**What you are asked to do**
Copy the data that follows exactly. Include no pictures.

**Dataset content**
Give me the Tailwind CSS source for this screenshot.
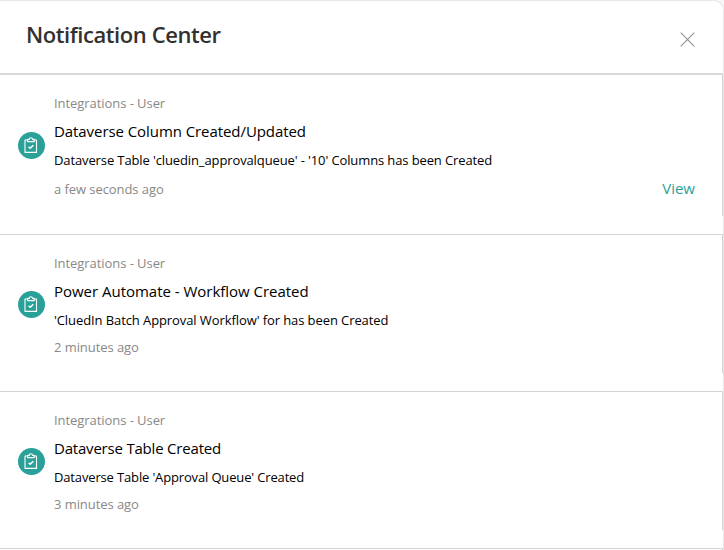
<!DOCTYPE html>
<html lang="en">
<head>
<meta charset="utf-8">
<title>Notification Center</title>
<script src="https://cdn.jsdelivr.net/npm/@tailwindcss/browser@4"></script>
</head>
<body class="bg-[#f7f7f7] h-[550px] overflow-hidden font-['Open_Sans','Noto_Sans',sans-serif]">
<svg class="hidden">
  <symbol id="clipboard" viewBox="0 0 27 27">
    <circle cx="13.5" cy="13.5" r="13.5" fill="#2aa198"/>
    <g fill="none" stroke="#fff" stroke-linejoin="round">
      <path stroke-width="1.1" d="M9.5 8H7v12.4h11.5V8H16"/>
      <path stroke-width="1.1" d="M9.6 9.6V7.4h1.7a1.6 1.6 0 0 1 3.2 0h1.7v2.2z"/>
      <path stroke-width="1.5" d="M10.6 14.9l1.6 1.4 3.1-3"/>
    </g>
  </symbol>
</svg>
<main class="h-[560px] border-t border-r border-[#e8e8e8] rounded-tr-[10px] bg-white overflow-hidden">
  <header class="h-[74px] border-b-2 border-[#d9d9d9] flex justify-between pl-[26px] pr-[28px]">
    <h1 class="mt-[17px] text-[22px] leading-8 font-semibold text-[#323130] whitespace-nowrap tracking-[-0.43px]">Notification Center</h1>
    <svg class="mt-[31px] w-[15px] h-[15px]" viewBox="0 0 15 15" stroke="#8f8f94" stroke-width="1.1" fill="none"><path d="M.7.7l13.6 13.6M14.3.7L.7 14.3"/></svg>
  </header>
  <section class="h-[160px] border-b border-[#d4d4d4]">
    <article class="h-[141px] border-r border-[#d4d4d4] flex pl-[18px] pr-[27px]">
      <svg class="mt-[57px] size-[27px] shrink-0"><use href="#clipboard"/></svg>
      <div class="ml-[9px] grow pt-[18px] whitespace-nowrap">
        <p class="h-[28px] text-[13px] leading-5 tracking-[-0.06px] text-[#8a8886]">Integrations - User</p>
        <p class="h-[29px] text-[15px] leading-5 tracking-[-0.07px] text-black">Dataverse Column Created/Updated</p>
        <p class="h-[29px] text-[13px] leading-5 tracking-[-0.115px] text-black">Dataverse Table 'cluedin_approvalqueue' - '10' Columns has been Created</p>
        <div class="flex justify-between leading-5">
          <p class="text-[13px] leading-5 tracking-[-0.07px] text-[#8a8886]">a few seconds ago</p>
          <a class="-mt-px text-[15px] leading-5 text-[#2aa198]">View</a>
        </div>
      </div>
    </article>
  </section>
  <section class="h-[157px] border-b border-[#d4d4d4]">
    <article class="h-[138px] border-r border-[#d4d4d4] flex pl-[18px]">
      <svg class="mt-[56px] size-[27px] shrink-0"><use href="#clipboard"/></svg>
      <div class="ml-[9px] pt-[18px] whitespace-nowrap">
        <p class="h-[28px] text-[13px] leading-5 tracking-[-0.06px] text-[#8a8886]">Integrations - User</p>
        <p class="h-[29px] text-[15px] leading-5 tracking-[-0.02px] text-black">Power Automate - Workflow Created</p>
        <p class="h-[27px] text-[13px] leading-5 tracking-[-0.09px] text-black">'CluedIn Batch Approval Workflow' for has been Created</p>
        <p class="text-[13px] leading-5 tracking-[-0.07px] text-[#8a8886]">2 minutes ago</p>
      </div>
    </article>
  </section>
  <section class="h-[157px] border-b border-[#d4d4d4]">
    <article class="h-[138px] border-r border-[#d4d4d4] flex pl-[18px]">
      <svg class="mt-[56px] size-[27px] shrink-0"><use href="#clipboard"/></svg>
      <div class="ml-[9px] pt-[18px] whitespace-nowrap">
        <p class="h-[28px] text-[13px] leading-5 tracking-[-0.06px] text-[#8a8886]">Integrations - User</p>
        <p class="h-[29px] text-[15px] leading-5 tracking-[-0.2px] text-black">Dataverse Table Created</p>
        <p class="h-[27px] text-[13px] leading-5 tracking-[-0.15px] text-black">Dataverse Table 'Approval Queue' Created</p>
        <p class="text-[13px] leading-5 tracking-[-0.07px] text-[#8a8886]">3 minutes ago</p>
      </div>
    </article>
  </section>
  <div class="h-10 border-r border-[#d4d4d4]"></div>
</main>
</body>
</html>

**The response**
Give me the Tailwind CSS source for this screenshot.
<!DOCTYPE html>
<html lang="en">
<head>
<meta charset="utf-8">
<title>Notification Center</title>
<script src="https://cdn.jsdelivr.net/npm/@tailwindcss/browser@4"></script>
</head>
<body class="bg-[#f7f7f7] h-[550px] overflow-hidden font-['Open_Sans','Noto_Sans',sans-serif]">
<svg class="hidden">
  <symbol id="clipboard" viewBox="0 0 27 27">
    <circle cx="13.5" cy="13.5" r="13.5" fill="#2aa198"/>
    <g fill="none" stroke="#fff" stroke-linejoin="round">
      <path stroke-width="1.1" d="M9.5 8H7v12.4h11.5V8H16"/>
      <path stroke-width="1.1" d="M9.6 9.6V7.4h1.7a1.6 1.6 0 0 1 3.2 0h1.7v2.2z"/>
      <path stroke-width="1.5" d="M10.6 14.9l1.6 1.4 3.1-3"/>
    </g>
  </symbol>
</svg>
<main class="h-[560px] border-t border-r border-[#e8e8e8] rounded-tr-[10px] bg-white overflow-hidden">
  <header class="h-[74px] border-b-2 border-[#d9d9d9] flex justify-between pl-[26px] pr-[28px]">
    <h1 class="mt-[17px] text-[22px] leading-8 font-semibold text-[#323130] whitespace-nowrap tracking-[-0.43px]">Notification Center</h1>
    <svg class="mt-[31px] w-[15px] h-[15px]" viewBox="0 0 15 15" stroke="#8f8f94" stroke-width="1.1" fill="none"><path d="M.7.7l13.6 13.6M14.3.7L.7 14.3"/></svg>
  </header>
  <section class="h-[160px] border-b border-[#d4d4d4]">
    <article class="h-[141px] border-r border-[#d4d4d4] flex pl-[18px] pr-[27px]">
      <svg class="mt-[57px] size-[27px] shrink-0"><use href="#clipboard"/></svg>
      <div class="ml-[9px] grow pt-[18px] whitespace-nowrap">
        <p class="h-[28px] text-[13px] leading-5 tracking-[-0.06px] text-[#8a8886]">Integrations - User</p>
        <p class="h-[29px] text-[15px] leading-5 tracking-[-0.07px] text-black">Dataverse Column Created/Updated</p>
        <p class="h-[29px] text-[13px] leading-5 tracking-[-0.115px] text-black">Dataverse Table 'cluedin_approvalqueue' - '10' Columns has been Created</p>
        <div class="flex justify-between leading-5">
          <p class="text-[13px] leading-5 tracking-[-0.07px] text-[#8a8886]">a few seconds ago</p>
          <a class="-mt-px text-[15px] leading-5 text-[#2aa198]">View</a>
        </div>
      </div>
    </article>
  </section>
  <section class="h-[157px] border-b border-[#d4d4d4]">
    <article class="h-[138px] border-r border-[#d4d4d4] flex pl-[18px]">
      <svg class="mt-[56px] size-[27px] shrink-0"><use href="#clipboard"/></svg>
      <div class="ml-[9px] pt-[18px] whitespace-nowrap">
        <p class="h-[28px] text-[13px] leading-5 tracking-[-0.06px] text-[#8a8886]">Integrations - User</p>
        <p class="h-[29px] text-[15px] leading-5 tracking-[-0.02px] text-black">Power Automate - Workflow Created</p>
        <p class="h-[27px] text-[13px] leading-5 tracking-[-0.09px] text-black">'CluedIn Batch Approval Workflow' for has been Created</p>
        <p class="text-[13px] leading-5 tracking-[-0.07px] text-[#8a8886]">2 minutes ago</p>
      </div>
    </article>
  </section>
  <section class="h-[157px] border-b border-[#d4d4d4]">
    <article class="h-[138px] border-r border-[#d4d4d4] flex pl-[18px]">
      <svg class="mt-[56px] size-[27px] shrink-0"><use href="#clipboard"/></svg>
      <div class="ml-[9px] pt-[18px] whitespace-nowrap">
        <p class="h-[28px] text-[13px] leading-5 tracking-[-0.06px] text-[#8a8886]">Integrations - User</p>
        <p class="h-[29px] text-[15px] leading-5 tracking-[-0.2px] text-black">Dataverse Table Created</p>
        <p class="h-[27px] text-[13px] leading-5 tracking-[-0.15px] text-black">Dataverse Table 'Approval Queue' Created</p>
        <p class="text-[13px] leading-5 tracking-[-0.07px] text-[#8a8886]">3 minutes ago</p>
      </div>
    </article>
  </section>
  <div class="h-10 border-r border-[#d4d4d4]"></div>
</main>
</body>
</html>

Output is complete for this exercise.